* Dataset excerpt:
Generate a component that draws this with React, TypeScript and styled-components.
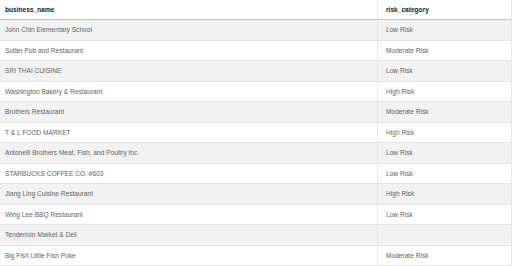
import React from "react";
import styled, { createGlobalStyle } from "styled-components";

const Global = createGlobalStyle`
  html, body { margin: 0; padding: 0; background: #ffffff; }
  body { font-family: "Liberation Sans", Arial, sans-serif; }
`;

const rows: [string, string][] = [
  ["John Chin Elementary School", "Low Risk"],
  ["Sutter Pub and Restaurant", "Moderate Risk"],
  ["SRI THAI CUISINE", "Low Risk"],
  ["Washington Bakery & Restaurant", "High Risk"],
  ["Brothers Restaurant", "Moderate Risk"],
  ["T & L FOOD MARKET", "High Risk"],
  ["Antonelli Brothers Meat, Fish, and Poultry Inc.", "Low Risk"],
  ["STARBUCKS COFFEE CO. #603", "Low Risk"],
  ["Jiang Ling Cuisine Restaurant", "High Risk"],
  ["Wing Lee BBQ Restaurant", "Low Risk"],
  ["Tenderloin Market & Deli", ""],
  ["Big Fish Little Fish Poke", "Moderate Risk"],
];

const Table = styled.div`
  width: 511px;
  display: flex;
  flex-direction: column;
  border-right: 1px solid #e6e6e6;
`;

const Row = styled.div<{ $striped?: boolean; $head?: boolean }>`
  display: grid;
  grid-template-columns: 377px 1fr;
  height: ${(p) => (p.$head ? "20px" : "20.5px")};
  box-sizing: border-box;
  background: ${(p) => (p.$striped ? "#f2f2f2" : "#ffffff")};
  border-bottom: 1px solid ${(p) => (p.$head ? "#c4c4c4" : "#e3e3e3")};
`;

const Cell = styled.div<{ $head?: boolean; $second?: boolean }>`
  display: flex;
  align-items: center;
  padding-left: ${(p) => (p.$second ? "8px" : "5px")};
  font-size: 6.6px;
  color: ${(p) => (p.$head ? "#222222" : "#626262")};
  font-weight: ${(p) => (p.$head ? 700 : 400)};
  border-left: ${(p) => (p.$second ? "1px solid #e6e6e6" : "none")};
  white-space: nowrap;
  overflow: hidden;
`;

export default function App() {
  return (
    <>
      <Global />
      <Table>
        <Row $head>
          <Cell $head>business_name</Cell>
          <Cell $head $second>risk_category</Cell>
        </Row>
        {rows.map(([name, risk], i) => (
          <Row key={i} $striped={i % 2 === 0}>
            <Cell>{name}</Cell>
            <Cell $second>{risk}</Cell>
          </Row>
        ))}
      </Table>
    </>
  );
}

* Exercise instructions:
Make an exact reproduction of the listing above, without any pictures.

* Response to this exercise:
Generate a component that draws this with React, TypeScript and styled-components.
import React from "react";
import styled, { createGlobalStyle } from "styled-components";

const Global = createGlobalStyle`
  html, body { margin: 0; padding: 0; background: #ffffff; }
  body { font-family: "Liberation Sans", Arial, sans-serif; }
`;

const rows: [string, string][] = [
  ["John Chin Elementary School", "Low Risk"],
  ["Sutter Pub and Restaurant", "Moderate Risk"],
  ["SRI THAI CUISINE", "Low Risk"],
  ["Washington Bakery & Restaurant", "High Risk"],
  ["Brothers Restaurant", "Moderate Risk"],
  ["T & L FOOD MARKET", "High Risk"],
  ["Antonelli Brothers Meat, Fish, and Poultry Inc.", "Low Risk"],
  ["STARBUCKS COFFEE CO. #603", "Low Risk"],
  ["Jiang Ling Cuisine Restaurant", "High Risk"],
  ["Wing Lee BBQ Restaurant", "Low Risk"],
  ["Tenderloin Market & Deli", ""],
  ["Big Fish Little Fish Poke", "Moderate Risk"],
];

const Table = styled.div`
  width: 511px;
  display: flex;
  flex-direction: column;
  border-right: 1px solid #e6e6e6;
`;

const Row = styled.div<{ $striped?: boolean; $head?: boolean }>`
  display: grid;
  grid-template-columns: 377px 1fr;
  height: ${(p) => (p.$head ? "20px" : "20.5px")};
  box-sizing: border-box;
  background: ${(p) => (p.$striped ? "#f2f2f2" : "#ffffff")};
  border-bottom: 1px solid ${(p) => (p.$head ? "#c4c4c4" : "#e3e3e3")};
`;

const Cell = styled.div<{ $head?: boolean; $second?: boolean }>`
  display: flex;
  align-items: center;
  padding-left: ${(p) => (p.$second ? "8px" : "5px")};
  font-size: 6.6px;
  color: ${(p) => (p.$head ? "#222222" : "#626262")};
  font-weight: ${(p) => (p.$head ? 700 : 400)};
  border-left: ${(p) => (p.$second ? "1px solid #e6e6e6" : "none")};
  white-space: nowrap;
  overflow: hidden;
`;

export default function App() {
  return (
    <>
      <Global />
      <Table>
        <Row $head>
          <Cell $head>business_name</Cell>
          <Cell $head $second>risk_category</Cell>
        </Row>
        {rows.map(([name, risk], i) => (
          <Row key={i} $striped={i % 2 === 0}>
            <Cell>{name}</Cell>
            <Cell $second>{risk}</Cell>
          </Row>
        ))}
      </Table>
    </>
  );
}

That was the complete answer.